Plug-in charging infrastructure status

  • As per the data published by Central Electricity Authority, there are 927 public charging stations in India, as of 30th June 2020.
  • Department of Heavy Industries sanctioned 3,397 charging stations under FAME-I & FAME-II. Under FAME-1, 427 charging stations were established in different cities of India. This number also includes charging stations established or some well-known highways connecting major cities.
  • Under FAME-II, 2,877 stations have been sanctioned with the target of PAN India coverage. The top 5 states (Maharashtra, Tamil Nadu, Gujrat, Andhra Pradesh and Madhya Pradesh) have been allocated with -48% of total charging stations under FAME-II. Effective implementation of these charging stations is likely to positively impact the consumer sentiments towards apprehensions about charging vehicles and range anxiety.

Reasons for lack of charging infrastructure in India:

  • EV charging Infrastructure financing: In addition, projecting cash flows for charging stations is a major concern for financial institutions due to the limited utilization of chargers. To evaluate an EV charging project, the financier will evaluate the projected cash flows and risks associated with the project.
  • At present, for a PCS, there is typically a large outflow, including the capital expenditare, grid connection cost, energy cost, debt servicing, the land fee (if any), as well as operations and maintenance. The projected cash inflow requires EV growth rate assumptions which are highly dependent on state and national policies, availability of vehicle models in the market, consumer’s awareness and emergence of charging business models.
  • Some major issues are lack of connector standardization, no common APIs mapping charging infrastructure across the country, telecom provider dependent connectivity and issues with discom infrastructure, including power outages, voltage fluctuation and absence of net metering.
  • Lack Of Clarity on Land Ownership: In many cases, the ownership of the land parcel on which EV charging is to be installed is not clear. For instance, while commercial shops and other establishments often govern the street parking outside their premises, this is often publicly owned land that can be reclaimed at any time for road widening or other such purposes.
  • Setting up public charging infrastructure is a daunting and expensive proposition. It involves disrupting already congested travel corridors, finding suitable charging spaces and substantial outlays to achieve a decent network of public EV charging infrastructure.
  • The electric charging infrastructure faces several gaps and challenges when it comes to development. In India, AC001 and DC001 chargers are the primary choices for public charging places, whereas most 2W, 3W and 4W models do not use them.
  • Lack of support for grid development to cater to the increased load is another major problem. As per an industry analysis, increased use of EVs by 2030 will shoot up the electricity demand by 100 TWh.

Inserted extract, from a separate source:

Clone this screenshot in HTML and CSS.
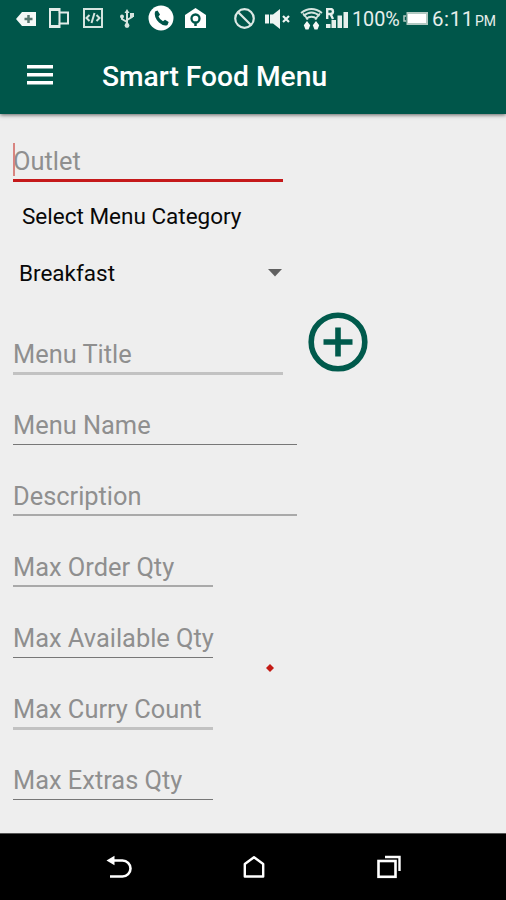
FILE: index.html
```html
<!DOCTYPE html>
<html lang="en">
<head>
<meta charset="utf-8">
<title>Smart Food Menu</title>
<link rel="stylesheet" href="styles.css">
</head>
<body>
<div class="screen">
  <header class="header">
    <div class="status">
      <svg class="ic-tag" width="20" height="14" viewBox="0 0 20 14"><path d="M0 7 6 0h14v14H6z" fill="#f4f8f6"/><path d="M12.500 3v8M8.500 7h8" stroke="#58776f" stroke-width="2.500"/></svg>
      <svg class="ic-devices" width="20" height="20" viewBox="0 0 20 20" fill="none" stroke="#e2ece9" stroke-width="2"><path d="M10.500 4.500V1H1v18h9.500v-3.500M1 2h9M1 18h9"/><rect x="10.500" y="4.500" width="8.500" height="11"/></svg>
      <svg class="ic-code" width="20" height="20" viewBox="0 0 20 20" fill="none" stroke="#d5e4df" stroke-width="2"><rect x="1" y="1" width="18" height="18"/><path d="M6.500 7 3.500 10l3 3M13.500 7l3 3-3 3M11.500 5l-3 10"/></svg>
      <svg class="ic-usb" width="14" height="19" viewBox="0 0 14 19" fill="none" stroke="#d5e4df" stroke-width="2"><path d="M7 3v12M7 13 2 10V7M7 11l5-3V5"/><path d="M7 0 9.500 4h-5z" fill="#d5e4df" stroke="none"/><circle cx="2" cy="7.500" r="2" fill="#d5e4df" stroke="none"/><path d="M10 4h4v4h-4z" fill="#d5e4df" stroke="none"/><circle cx="7" cy="16.500" r="2.400" fill="#d5e4df" stroke="none"/></svg>
      <svg class="ic-call" width="26" height="26" viewBox="0 0 26 26"><circle cx="13" cy="13" r="12.500" fill="#fff"/><path d="M7 6.500 9.500 5.500 12 9.500 10.500 11.500Q12 15 15 16.300L17 14.700 20.700 17 19.500 20Q16 21.800 11 17.500 5.500 12 7 6.500Z" fill="#00564a"/></svg>
      <svg class="ic-home" width="21" height="20" viewBox="0 0 21 20"><path d="M0 7 10.500 0 21 7v13H0z" fill="#fff"/><circle cx="10.500" cy="10.500" r="4" fill="none" stroke="#00564a" stroke-width="2.300"/><path d="M10.500 14v4" stroke="#00564a" stroke-width="2.500"/></svg>
      <svg class="ic-block" width="21" height="21" viewBox="0 0 21 21" fill="none" stroke="#dce8e4" stroke-width="2.200"><circle cx="10.500" cy="10.500" r="9.300"/><path d="m4 4 13 13"/></svg>
      <svg class="ic-mute" width="25" height="20" viewBox="0 0 25 20"><path d="M0 5.500h4v9H0zM5 5.500h3L15 0v20L8 14.500H5z" fill="#eef4f2"/><path d="m18 7 6 6m0-6-6 6" stroke="#eef4f2" stroke-width="2.200"/></svg>
      <svg class="ic-wifi" width="23" height="22" viewBox="0 0 23 22" fill="none" stroke="#d5e4df" stroke-width="1.800"><path d="M1 5Q11.500-3 22 5M3.500 8Q11.500 1 19.500 8M6 11q5.500-4.500 11 0M3 5.500l5 6M20 5.500l-5 6"/><path d="M7 13l3.200 4.200-1.700 4.300h-3l-1.700-4.300zM16 13l3.200 4.200-1.700 4.300h-3l-1.700-4.300z" fill="#f4f8f6" stroke="none"/></svg>
      <svg class="ic-signal" width="22" height="20" viewBox="0 0 22 20" fill="#e6efec"><path d="M0 16h4.500v4H0zM5.500 12H10v8H5.500zM11.500 7.500H16V20h-4.500zM17.500 4H22v16h-4.500z"/><path d="M1.200 11V1h3.300a2.500 2.500 0 0 1 0 5H1.200M4.500 6 7 11" fill="none" stroke="#e6efec" stroke-width="2.400"/></svg>
      <span class="battery-text">100%</span>
      <svg class="ic-battery" width="26" height="15" viewBox="0 0 26 15"><path d="M3 5H1v5h2" fill="none" stroke="#b2c9c2" stroke-width="1.500"/><path d="M3.500 1H25v13H3.500z" fill="#b2c9c2"/><path d="M5 3h18v9H5z" fill="#fff"/></svg>
      <span class="clock">6:11</span><span class="pm">PM</span>
    </div>
    <div class="toolbar">
      <svg class="menu" width="28" height="20" viewBox="0 0 28 20" fill="#fff"><path d="M1 0h26v3.500H1zM1 8h26v3.500H1zM1 16h26v3.500H1z"/></svg>
      <h1 class="title">Smart Food Menu</h1>
    </div>
  </header>
  <main class="form">
    <div class="field outlet"><span class="caret"></span><span class="hint">Outlet</span></div>
    <div class="label">Select Menu Category</div>
    <div class="spinner"><span>Breakfast</span><svg width="14" height="8" viewBox="0 0 14 8"><path d="M0 0h14L7 7.500z" fill="#606060"/></svg></div>
    <div class="title-row">
      <div class="field medium soft"><span class="hint">Menu Title</span></div>
      <svg class="add" width="60" height="60" viewBox="0 0 60 60" fill="none" stroke="#005a4c"><circle cx="30" cy="30" r="26.800" stroke-width="5.600"/><path d="M30 15.500v29M15.500 30h29" stroke-width="5.600"/></svg>
    </div>
    <div class="field wide name"><span class="hint">Menu Name</span></div>
    <div class="field wide mid"><span class="hint">Description</span></div>
    <div class="field short mid"><span class="hint">Max Order Qty</span></div>
    <div class="field short"><span class="hint">Max Available Qty</span></div>
    <div class="field short soft curry"><span class="hint">Max Curry Count</span></div>
    <div class="field short extras"><span class="hint">Max Extras Qty</span></div>
    <svg class="marker" width="8" height="8" viewBox="0 0 8 8"><path d="m4 0 4 4-4 4-4-4z" fill="#c41a14"/></svg>
  </main>
  <nav class="nav">
    <svg width="26" height="24" viewBox="0 0 26 24" fill="none" stroke="#fff" stroke-width="2.600"><path d="M6 5.500h10.500a7.900 7.900 0 0 1 0 16H4"/><path d="M.500 5.500 8.500.800v9.400z" fill="#fff" stroke="none"/></svg>
    <svg class="nav-home" width="22" height="24" viewBox="0 0 22 24" fill="none" stroke="#fff" stroke-width="2.400"><path d="M1.800 21.500V9L11 2.200 20.200 9v12.500z" stroke-linejoin="round"/></svg>
    <svg width="24" height="24" viewBox="0 0 24 24" fill="none" stroke="#fff"><rect x="1.500" y="6" width="17" height="15.800" stroke-width="2.600"/><path d="M8 2h14.500v14" stroke-width="2.400"/></svg>
  </nav>
</div>
</body>
</html>
```
FILE: styles.css
```css
* { box-sizing: border-box; }
body { margin: 0; background: #eee; font-family: Roboto, sans-serif; }
svg { display: block; flex: none; }
.screen { width: 506px; height: 900px; display: flex; flex-direction: column; overflow: hidden; }
.header { height: 114px; flex: none; background: #00564a; box-shadow: 0 1px 4px rgba(0,0,0,.6); z-index: 1; }
.status { height: 37px; display: flex; align-items: center; padding-left: 16px; color: #e6efec; white-space: nowrap; }
.ic-devices { margin: -1px 0 0 13px; }
.ic-code { margin: -1px 0 0 14px; }
.ic-usb { margin-left: 17px; }
.ic-call { margin: -2px 0 0 14px; }
.ic-home { margin: -1px 0 0 11px; }
.ic-block { margin: -1px 0 0 28px; }
.ic-mute { margin-left: 10px; }
.ic-wifi { margin-left: 10px; }
.ic-signal { margin: -2px 0 0 3px; }
.battery-text { width: 51px; margin-left: 4px; font-size: 19.8px; margin-top: 1px; }
.ic-battery { margin-left: 0; }
.clock { width: 43px; margin-left: 3px; font-size: 20.5px; letter-spacing: .6px; margin-top: 1px; }
.pm { font-size: 14px; margin-top: 5px; }
.toolbar { height: 76px; display: flex; align-items: center; padding-left: 26px; }
.title { margin: 3px 0 0 48px; font-size: 28.2px; font-weight: 500; color: #fff; line-height: 32px; white-space: nowrap; }
.form { position: relative; height: 719px; padding-left: 13px; display: flex; flex-direction: column; }
.field { height: 71px; flex: none; display: flex; align-items: flex-end; padding-bottom: 4px; border-bottom: 1px solid #777; color: #8f8f8f; }
.hint { font-size: 25.4px; line-height: 30px; white-space: nowrap; }
.mid { border-bottom: 2px solid #a9a9a9; padding-bottom: 3px; }
.soft { border-bottom: 3px solid #c2c2c2; padding-bottom: 3px; }
.outlet { position: relative; width: 270px; height: 68px; border-bottom: 3px solid #c5191a; padding-bottom: 3px; }
.caret { position: absolute; left: 0; top: 29px; width: 2px; height: 33px; background: #d88480; }
.wide { width: 284px; }
.medium { width: 270px; }
.short { width: 200px; }
.name, .extras { height: 70px; }
.curry { height: 72px; }
.label { margin-top: 20px; padding-left: 9px; font-size: 22.5px; line-height: 28px; color: #080808; }
.spinner { width: 270px; height: 28px; margin-top: 29px; padding: 0 1px 0 6px; display: flex; justify-content: space-between; align-items: center; font-size: 22.5px; line-height: 28px; color: #080808; }
.title-row { height: 88px; display: flex; align-items: flex-end; }
.add { margin: 0 0 3px 25px; }
.marker { position: absolute; left: 266px; top: 550px; }
.nav { height: 67px; flex: none; background: #000; border-top: 1px solid #555; display: flex; justify-content: space-between; padding: 21px 105px 0 106px; }
.nav-home { margin-right: 2px; }
```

Measures for building a charging infrastructure ecosystem in India:

  • With the high cost of setting the EV charging station, the only way to make fast charging stations feasible is to increase their utilization. For that charging infrastructure should be set with DC charging which is more useful than AC charging technology. Even the government also needs to help for setting up the charging infrastructure by investing with EV companies.
  • Lay out the governance structure of the EV charging ecosystem by identifying the regulatory and executive government agencies involved in charging infrastructure implementation, and by defining the roles of charge point operators and e-mobility service providers.
  • To set up the Electric Vehicle charging station, the location of the charging station is a major challenge. Location or design of charging station should be such that it is easily visible, accessible, save time, and charging queue can be minimized.
  • Initiates the planning process with an overview of the access- and demand-based approaches for setting targets (for number of public chargers required), and defines a methodology for assessing energy demand for public EV charging.
  • Focuses on supply of electricity for charging infrastructure, familiarizing readers with the regulations that govern electricity supply for EV charging, the role of DISCOMs in provision of EV charging connections, and identifies three models in India – the government-driven model, the consumer-driven model and the charge point operator-driven model – for charging infrastructure implementation.
  • Battery swapping stations could be an alternate strategy. They are easy to install and operate. Such stations can be set up in the above-mentioned locations as well as at petrol bunks. They need less space (as low as 3x2x2m) and battery manufacturers can work on models wherein swapping stations with 4–6 batteries can be provided even at small retail outlets.
  • All urban local bodies can mandate at least a minimum number of charging points in the parking lots. The numbers would depend upon the actual demand. Parking lots could adopt a feasible revenue model for providing EV charging stations. This could be replicated in parking lots in offices, railway stations and airports with a minimum number of charging stations being stipulated for each site.
  • A mandate of reserving at least 10% of parking lots for access-controlled charging points would make EVs even more attractive. We believe that the Ministry of Housing and Urban affairs has already amended the residential property bye laws to mandate sufficient EV charging points housing colonies/building apartments

Way Forward:

  • An EV charging infrastructure that draws power from local electricity supply can be set up at private residences, public utilities such as petrol and CNG pumps, and in the parking facilities of commercial establishments like malls, railway stations, and bus depots.
  • The Ministry of Power has prescribed at least one charging station to be present in a grid of 3 km and at every 25 kms on both sides of the highways.
  • Central Government and State Governments are taking numerous measures to make India a 100% electric vehicle nation by 2030, With such promising steps taken at the policy level and adoption of green strategy by major private sector automobile players, we can expect a rapid change in our vehicles in the coming years.

Source: The Hindu BL

Mains Question:

Q. In the growing demand of Electric vehicles, discuss the challenges faced by electric vehicle utilization in India. What steps should be taken to tackle these challenges? Critically Examine.